Even the most modest business enterprises should implement and document policies concerning human resources. "During the first few years of operation, few small businesses can afford even a fledgling personnel department," acknowledged Burstiner. "Nevertheless, a large mass of personnel forms and data generally accumulates rather rapidly from the very beginning. To hold problems to a minimum, specific personnel policies should be established as early as possible. These become useful guides in all areas: recruitment and selection, compensation plan and employee benefits, training, promotions and terminations, and the like." Depending on the nature of the business enterprise (and the owner's own comfort zone), the owner can even involve his employees in this endeavor. In any case, a carefully considered employee handbook or personnel manual can be an invaluable tool in ensuring that the small business owner and his or her employees are on the same page. Additionally, the existence of a written record can offer some protection to a small business if its management or operating procedures are challenged in court.
In managing their enterprise's employees, some small business owners also need to address training and development needs. Such educational supplements are often necessary. While a bakery owner might not need to devote much resources to employee training, a company that provides electrical wiring services to businesses may need to implement a system of continuing education for workers in order to remain competitive.

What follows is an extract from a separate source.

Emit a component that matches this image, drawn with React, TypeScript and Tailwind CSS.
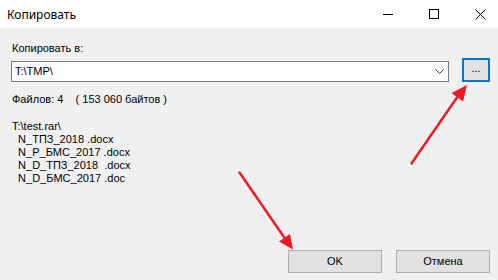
import React from "react";

const files = ["N_ТПЗ_2018 .docx", "N_Р_БМС_2017 .docx", "N_D_ТПЗ_2018  .docx", "N_D_БМС_2017 .doc"];

function TitleBar() {
  return (
    <div className="flex h-[28px] items-center bg-white">
      <span className="pl-[7px] text-[12px] text-black [font-family:'Noto_Sans',sans-serif]">Копировать</span>
      <div className="-mr-[5px] ml-auto flex h-full items-center">
        {/* minimize */}
        <div className="flex h-full w-[46px] items-center justify-center">
          <svg width="10" height="10" viewBox="0 0 10 10">
            <path d="M0 5.5H10" stroke="#000" strokeWidth="1" />
          </svg>
        </div>
        {/* maximize */}
        <div className="flex h-full w-[46px] items-center justify-center">
          <svg width="10" height="10" viewBox="0 0 10 10">
            <rect x="0.5" y="0.5" width="9" height="9" fill="none" stroke="#000" strokeWidth="1" />
          </svg>
        </div>
        {/* close */}
        <div className="flex h-full w-[46px] items-center justify-center">
          <svg width="11" height="11" viewBox="0 0 11 11">
            <path d="M0.5 0.5L10.5 10.5M10.5 0.5L0.5 10.5" stroke="#000" strokeWidth="1" />
          </svg>
        </div>
      </div>
    </div>
  );
}

export default function App() {
  return (
    <div className="relative flex h-[280px] w-[498px] flex-col overflow-hidden bg-[#f0f0f0] text-[11px] leading-[13px] text-black [font-family:'Liberation_Sans',Arial,sans-serif]">
      <TitleBar />

      <div className="flex flex-1 flex-col pl-[12px] pr-[8px]">
        <div className="mt-[14px]">Копировать в:</div>

        <div className="mt-[3px] flex items-start">
          {/* combo box */}
          <div className="-ml-[1px] mt-[3px] flex h-[21px] w-[438px] shrink-0 items-center border border-[#7a7a7a] bg-white pl-[3px]">
            <span>T:\TMP\</span>
            <svg className="ml-auto mr-[4px]" width="9" height="5" viewBox="0 0 9 5">
              <path d="M0.5 0.5L4.5 4.5L8.5 0.5" fill="none" stroke="#333" strokeWidth="1" />
            </svg>
          </div>
          {/* browse button */}
          <div className="ml-[13px] flex h-[24px] w-[28px] shrink-0 items-center justify-center border-2 border-[#0078d7] bg-[#e1e1e1] pb-[3px]">
            ...
          </div>
        </div>

        <div className="mt-[11px] whitespace-pre">Файлов: 4    ( 153 060 байтов )</div>

        <div className="mt-[14px] flex flex-col whitespace-pre">
          <span>T:\test.rar\</span>
          {files.map((f) => (
            <span key={f}>{"  " + f}</span>
          ))}
        </div>

        <div className="mt-auto mb-[7px] flex justify-end gap-[14px]">
          <div className="flex h-[23px] w-[94px] items-center justify-center border border-[#adadad] bg-[#e1e1e1]">OK</div>
          <div className="flex h-[23px] w-[94px] items-center justify-center border border-[#adadad] bg-[#e1e1e1]">Отмена</div>
        </div>
      </div>

      {/* red annotation arrows */}
      <svg className="pointer-events-none absolute left-0 top-0" width="498" height="280" viewBox="0 0 498 280">
        <path d="M411.5 163.5L458 96" stroke="#ed1c24" strokeWidth="2.5" strokeLinecap="round" />
        <path d="M467 85L451.5 93L463 101.5Z" fill="#ed1c24" />
        <path d="M239.5 172.5L286 240" stroke="#ed1c24" strokeWidth="2.5" strokeLinecap="round" />
        <path d="M293 249.5L279 241.5L290 234Z" fill="#ed1c24" />
      </svg>
    </div>
  );
}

In addition, the small business owner needs to create a productive work environment for his or her employees. If your employees feel fairly treated, they are more likely to be productive assets for your company. The owner of a small business who communicates clearly personal expectations and company goals, provides adequate compensation, offers meaningful opportunities for career advancement, anticipates work force training needs, and provides meaningful feedback to employees is more likely to be successful than the owner who is neglectful in any of these areas.